Unlike solid platinum, which is significantly more expensive, platinum-clad jewelry uses a thin layer of platinum over another metal base. This allows brands to leverage platinum’s durability and prestige without fully absorbing the cost structure associated with solid platinum pieces.

Strategic Shift Aligns With Broader Portfolio Evolution

Pandora’s pivot away from an overreliance on silver also aligns with its broader multi-year transformation strategy. In recent years, the company has emphasized brand repositioning, store optimization, and sustainability initiatives as it seeks to attract younger consumers while protecting long-term profitability.

From a supply chain perspective, diversifying materials can also improve sourcing flexibility. Reducing dependence on a single volatile commodity may allow Pandora to negotiate more stable supplier contracts, better manage inventory planning, and respond more effectively to macroeconomic shocks.

The decision does not mean Pandora is abandoning silver entirely. Instead, it reflects a recalibration of its material mix, enabling the brand to hedge risk while continuing to innovate within its design portfolio.

Consumer Perception and Pricing Implications

One of the key questions for Pandora and the broader jewelry sector is how consumers will respond to platinum-clad offerings. Platinum carries a strong premium perception, often associated with luxury and durability, which could support higher average selling prices if communicated effectively at the point of sale.

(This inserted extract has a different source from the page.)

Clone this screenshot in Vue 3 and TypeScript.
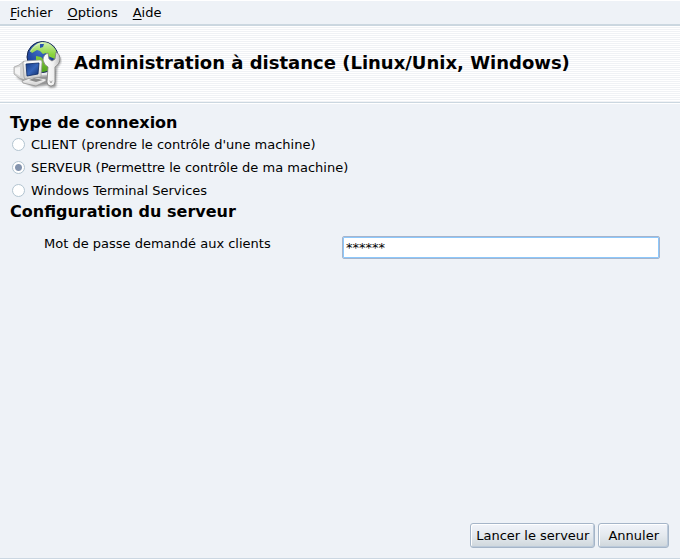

At the same time, Pandora must balance material innovation with accessibility, a core element of its global appeal. By using platinum cladding rather than solid platinum, the company appears to be aiming for a middle ground that supports margin stability without alienating price-sensitive shoppers.

Retail analysts note that transparent messaging around materials and value will be critical, particularly as consumers become more informed and selective about jewelry purchases.

Implications for the Global Jewelry and Retail Supply Chain

Pandora’s move could have ripple effects across the jewelry supply chain, particularly if other mass-market brands follow suit. A gradual shift away from silver-heavy assortments may impact demand patterns for precious metals, manufacturing processes, and supplier specialization.

The strategy also reflects a broader retail trend: global brands are increasingly redesigning products to manage upstream volatility rather than relying solely on pricing adjustments downstream. In categories where discretionary spending is sensitive to price increases, material innovation becomes a key lever for protecting both volume and margin.

Conclusion

Pandora’s decision to introduce platinum-clad jewelry marks a strategic response to persistent silver price volatility and evolving supply chain realities. By seeking to decouple its financial performance from commodity trading fluctuations, the company is reinforcing a broader industry lesson: in today’s retail environment, material choices are as much a financial strategy as a design one.

As commodity markets remain uncertain, Pandora’s pivot may serve as a case study for how global consumer brands can adapt their product architecture to balance cost control, brand perception, and long-term growth.